**Extracted data**

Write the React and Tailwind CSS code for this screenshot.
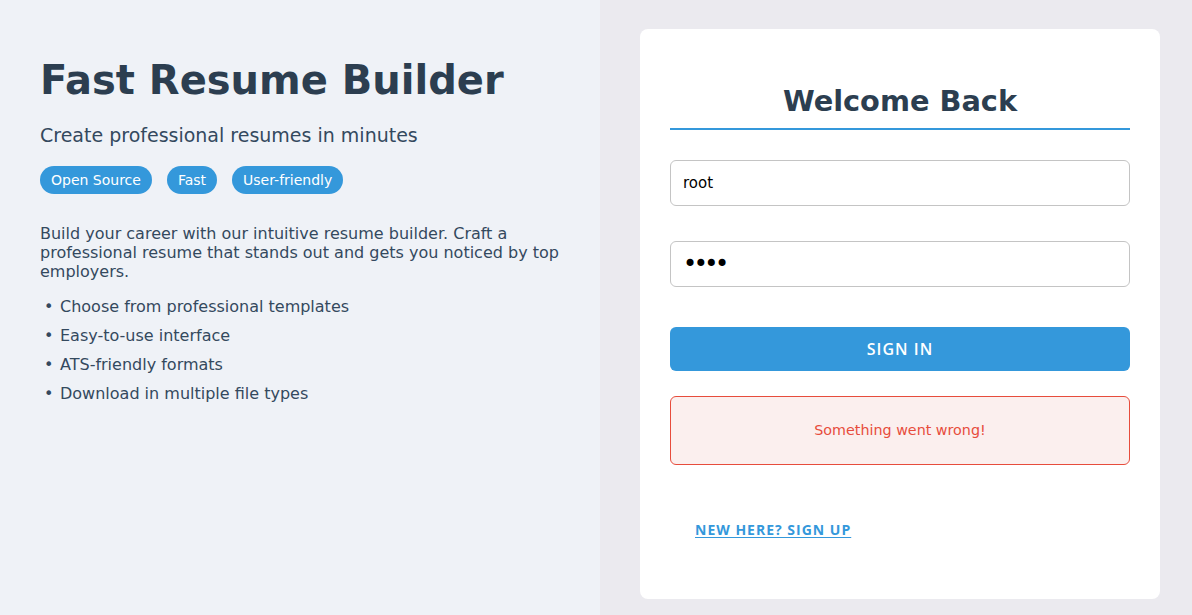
export default function App() {
  const tags = ["Open Source", "Fast", "User-friendly"];
  const features = [
    "Choose from professional templates",
    "Easy-to-use interface",
    "ATS-friendly formats",
    "Download in multiple file types",
  ];

  return (
    <div
      className="flex h-[615px] w-full overflow-hidden"
      style={{ fontFamily: '"DejaVu Sans", sans-serif' }}
    >
      {/* left intro panel */}
      <div className="w-[600px] shrink-0 bg-[#eff2f7] px-10 pt-[52px]">
        <h1 className="text-[40px] font-bold leading-[56px] text-[#2c3e50]">
          Fast Resume Builder
        </h1>
        <p className="mt-[15px] text-[19px] leading-[24px] text-[#34495e]">
          Create professional resumes in minutes
        </p>
        <div className="mt-[19px] flex gap-[15px]">
          {tags.map((t) => (
            <span
              key={t}
              className="flex h-[28px] items-center rounded-full bg-[#3498db] px-[11px] text-[14px] text-white"
            >
              {t}
            </span>
          ))}
        </div>
        <p className="mt-[30px] text-[16px] leading-[19px] text-[#34495e]">
          Build your career with our intuitive resume builder. Craft a professional resume that stands out and gets you noticed by top employers.
        </p>
        <ul className="mt-[16px] flex flex-col gap-[10px] text-[16px] leading-[19px] text-[#34495e]">
          {features.map((f) => (
            <li key={f} className="flex items-center">
              <span className="w-5 pl-[4px]">•</span>
              <span>{f}</span>
            </li>
          ))}
        </ul>
      </div>

      {/* right login area */}
      <div className="flex-1 bg-[#ebeaef] pl-10 pr-8 pt-[29px]">
        <div className="h-[570px] rounded-lg bg-white px-[30px] pt-[54px]">
          <h2 className="border-b-2 border-[#3498db] pb-[9px] text-center text-[28.8px] font-bold leading-[36px] text-[#2c3e50]">
            Welcome Back
          </h2>
          <form className="mt-[30px] flex flex-col">
            <input
              type="text"
              defaultValue="root"
              className="h-[46px] rounded-md border border-[#c4c4c4] px-3 text-[15px] text-black outline-none"
            />
            <input
              type="password"
              defaultValue="root"
              className="mt-[35px] h-[46px] rounded-md border border-[#c4c4c4] px-3 text-[24px] tracking-[-3.5px] text-black outline-none"
            />
            <button
              type="button"
              className="mt-[40px] h-[44px] rounded-md bg-[#3498db] text-[16px] font-semibold tracking-[1px] text-white"
              style={{ fontFamily: '"Open Sans", sans-serif' }}
            >
              SIGN IN
            </button>
          </form>
          <div className="mt-[25px] flex h-[69px] items-center justify-center rounded-md border border-[#e74c3c] bg-[#fbefee] text-[14.3px] text-[#e74c3c]">
            Something went wrong!
          </div>
          <div className="mt-[53px] px-[25px]">
            <a
              href="#"
              className="text-[14px] font-bold tracking-[1px] text-[#3498db] underline underline-offset-2"
              style={{ fontFamily: '"Open Sans", sans-serif' }}
            >
              NEW HERE? SIGN UP
            </a>
          </div>
        </div>
      </div>
    </div>
  );
}
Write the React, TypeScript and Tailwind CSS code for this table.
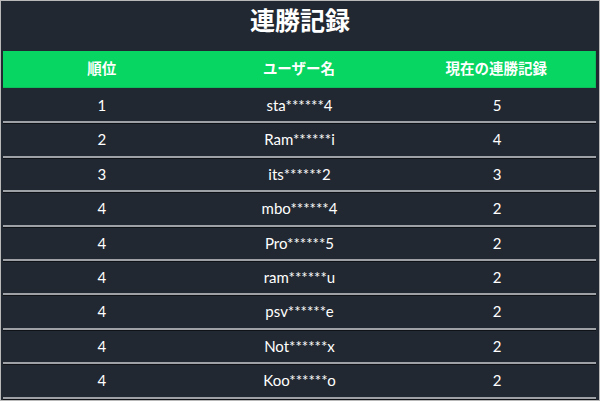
import React from "react";

const rows: [string, string, string][] = [
  ["1", "sta******4", "5"],
  ["2", "Ram******i", "4"],
  ["3", "its******2", "3"],
  ["4", "mbo******4", "2"],
  ["4", "Pro******5", "2"],
  ["4", "ram******u", "2"],
  ["4", "psv******e", "2"],
  ["4", "Not******x", "2"],
  ["4", "Koo******o", "2"],
];

export default function App() {
  return (
    <div
      className="w-[600px] h-[401px] overflow-hidden bg-[#222831] border border-[#b9b9b9] text-white"
      style={{ fontFamily: 'Lato, "Noto Sans CJK JP", sans-serif' }}
    >
      <h1 className="h-[38px] pt-[2px] text-center text-[25px] font-bold leading-[34px]">連勝記録</h1>
      <div className="mt-[12px] ml-[2px] w-[593px]">
        <div className="h-[37px] bg-[#07d662] border-r border-b border-[#0cbf5a] grid grid-cols-3 items-center text-[14.5px] font-bold">
          <div className="text-center">順位</div>
          <div className="text-center">ユーザー名</div>
          <div className="text-center">現在の連勝記録</div>
        </div>
        <div className="pt-px">
          {rows.map((r, i) => (
            <div
              key={i}
              className="h-[34.4px] grid grid-cols-3 items-center text-[15px] border-b-2 border-[#9ea2a7] shadow-[0_1px_0_#0f1217]"
            >
              <div className="text-center">{r[0]}</div>
              <div className="text-center">{r[1]}</div>
              <div className="text-center">{r[2]}</div>
            </div>
          ))}
        </div>
      </div>
    </div>
  );
}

**Problem description**
Images must not appear in the copy; reproduce everything else in the records verbatim.

**Answer**
Write the React and Tailwind CSS code for this screenshot.
export default function App() {
  const tags = ["Open Source", "Fast", "User-friendly"];
  const features = [
    "Choose from professional templates",
    "Easy-to-use interface",
    "ATS-friendly formats",
    "Download in multiple file types",
  ];

  return (
    <div
      className="flex h-[615px] w-full overflow-hidden"
      style={{ fontFamily: '"DejaVu Sans", sans-serif' }}
    >
      {/* left intro panel */}
      <div className="w-[600px] shrink-0 bg-[#eff2f7] px-10 pt-[52px]">
        <h1 className="text-[40px] font-bold leading-[56px] text-[#2c3e50]">
          Fast Resume Builder
        </h1>
        <p className="mt-[15px] text-[19px] leading-[24px] text-[#34495e]">
          Create professional resumes in minutes
        </p>
        <div className="mt-[19px] flex gap-[15px]">
          {tags.map((t) => (
            <span
              key={t}
              className="flex h-[28px] items-center rounded-full bg-[#3498db] px-[11px] text-[14px] text-white"
            >
              {t}
            </span>
          ))}
        </div>
        <p className="mt-[30px] text-[16px] leading-[19px] text-[#34495e]">
          Build your career with our intuitive resume builder. Craft a professional resume that stands out and gets you noticed by top employers.
        </p>
        <ul className="mt-[16px] flex flex-col gap-[10px] text-[16px] leading-[19px] text-[#34495e]">
          {features.map((f) => (
            <li key={f} className="flex items-center">
              <span className="w-5 pl-[4px]">•</span>
              <span>{f}</span>
            </li>
          ))}
        </ul>
      </div>

      {/* right login area */}
      <div className="flex-1 bg-[#ebeaef] pl-10 pr-8 pt-[29px]">
        <div className="h-[570px] rounded-lg bg-white px-[30px] pt-[54px]">
          <h2 className="border-b-2 border-[#3498db] pb-[9px] text-center text-[28.8px] font-bold leading-[36px] text-[#2c3e50]">
            Welcome Back
          </h2>
          <form className="mt-[30px] flex flex-col">
            <input
              type="text"
              defaultValue="root"
              className="h-[46px] rounded-md border border-[#c4c4c4] px-3 text-[15px] text-black outline-none"
            />
            <input
              type="password"
              defaultValue="root"
              className="mt-[35px] h-[46px] rounded-md border border-[#c4c4c4] px-3 text-[24px] tracking-[-3.5px] text-black outline-none"
            />
            <button
              type="button"
              className="mt-[40px] h-[44px] rounded-md bg-[#3498db] text-[16px] font-semibold tracking-[1px] text-white"
              style={{ fontFamily: '"Open Sans", sans-serif' }}
            >
              SIGN IN
            </button>
          </form>
          <div className="mt-[25px] flex h-[69px] items-center justify-center rounded-md border border-[#e74c3c] bg-[#fbefee] text-[14.3px] text-[#e74c3c]">
            Something went wrong!
          </div>
          <div className="mt-[53px] px-[25px]">
            <a
              href="#"
              className="text-[14px] font-bold tracking-[1px] text-[#3498db] underline underline-offset-2"
              style={{ fontFamily: '"Open Sans", sans-serif' }}
            >
              NEW HERE? SIGN UP
            </a>
          </div>
        </div>
      </div>
    </div>
  );
}
Write the React, TypeScript and Tailwind CSS code for this table.
import React from "react";

const rows: [string, string, string][] = [
  ["1", "sta******4", "5"],
  ["2", "Ram******i", "4"],
  ["3", "its******2", "3"],
  ["4", "mbo******4", "2"],
  ["4", "Pro******5", "2"],
  ["4", "ram******u", "2"],
  ["4", "psv******e", "2"],
  ["4", "Not******x", "2"],
  ["4", "Koo******o", "2"],
];

export default function App() {
  return (
    <div
      className="w-[600px] h-[401px] overflow-hidden bg-[#222831] border border-[#b9b9b9] text-white"
      style={{ fontFamily: 'Lato, "Noto Sans CJK JP", sans-serif' }}
    >
      <h1 className="h-[38px] pt-[2px] text-center text-[25px] font-bold leading-[34px]">連勝記録</h1>
      <div className="mt-[12px] ml-[2px] w-[593px]">
        <div className="h-[37px] bg-[#07d662] border-r border-b border-[#0cbf5a] grid grid-cols-3 items-center text-[14.5px] font-bold">
          <div className="text-center">順位</div>
          <div className="text-center">ユーザー名</div>
          <div className="text-center">現在の連勝記録</div>
        </div>
        <div className="pt-px">
          {rows.map((r, i) => (
            <div
              key={i}
              className="h-[34.4px] grid grid-cols-3 items-center text-[15px] border-b-2 border-[#9ea2a7] shadow-[0_1px_0_#0f1217]"
            >
              <div className="text-center">{r[0]}</div>
              <div className="text-center">{r[1]}</div>
              <div className="text-center">{r[2]}</div>
            </div>
          ))}
        </div>
      </div>
    </div>
  );
}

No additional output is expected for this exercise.